A short-answer question or class essay might ask you to explain how a protest campaign responds to global labor exploitation. Use anti-sweatshop movements to name the strategy, then trace the chain from factory conditions to corporate decisions to consumer pressure. If you are given a case like a factory collapse or a brand boycott, identify what the activists want changed and why the issue crosses borders. In discussion or document analysis, you may also be asked to compare consumer-based activism with worker-led organizing and explain which groups gain power from each approach.

Anti-sweatshop movements vs Fair Trade

Fair Trade is a certification and purchasing framework, while anti-sweatshop movements are broader activist campaigns. Fair Trade focuses on market standards and labels, but anti-sweatshop activism can include boycotts, protests, labor organizing, and pressure on governments and corporations. They overlap, but they are not the same thing.

Key things to remember about anti-sweatshop movements

  • Anti-sweatshop movements are transnational campaigns against abusive labor conditions in global garment production.

  • They focus on wages, safety, and worker rights, not just on cheaper or more ethical shopping.

  • In Ethnic Studies, the term shows how labor exploitation connects to race, class, migration, and global inequality.

  • The movement often uses boycotts, public pressure, and advocacy networks to push corporations and governments to change.

  • Rana Plaza is a useful example because it made hidden factory conditions visible to a global audience.

Frequently asked questions about anti-sweatshop movements

What is anti-sweatshop movements in Ethnic Studies?

Anti-sweatshop movements are campaigns that fight exploitation in garment factories and other low-wage labor settings. In Ethnic Studies, they are studied as transnational social movements because they connect workers, activists, and consumers across borders.

Are anti-sweatshop movements the same as fair trade?

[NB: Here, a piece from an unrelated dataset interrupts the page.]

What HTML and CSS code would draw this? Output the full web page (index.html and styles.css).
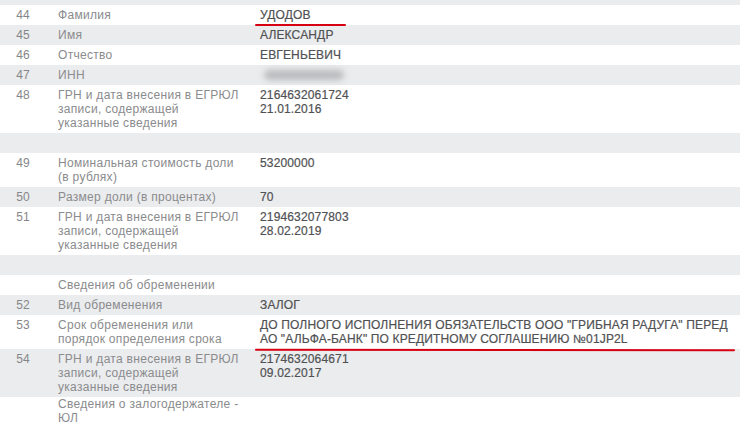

Not exactly. Fair Trade is usually about certification, labeling, and ethical purchasing standards, while anti-sweatshop movements are broader activist efforts. A movement may use Fair Trade ideas, but it can also include strikes, boycotts, and labor-rights organizing.

Why do anti-sweatshop campaigns focus on consumers?

Consumers have pressure power because brands care about reputation and sales. Campaigns use that pressure to push companies toward safer workplaces, better wages, and more transparency in supply chains. The bigger target is the system that makes cheap labor seem normal.

What is a real-world example of an anti-sweatshop issue?

The Rana Plaza collapse in Bangladesh is one of the clearest examples. It showed how unsafe factory conditions can be tied to global clothing production, and it led to renewed pressure on brands to monitor suppliers and improve labor standards.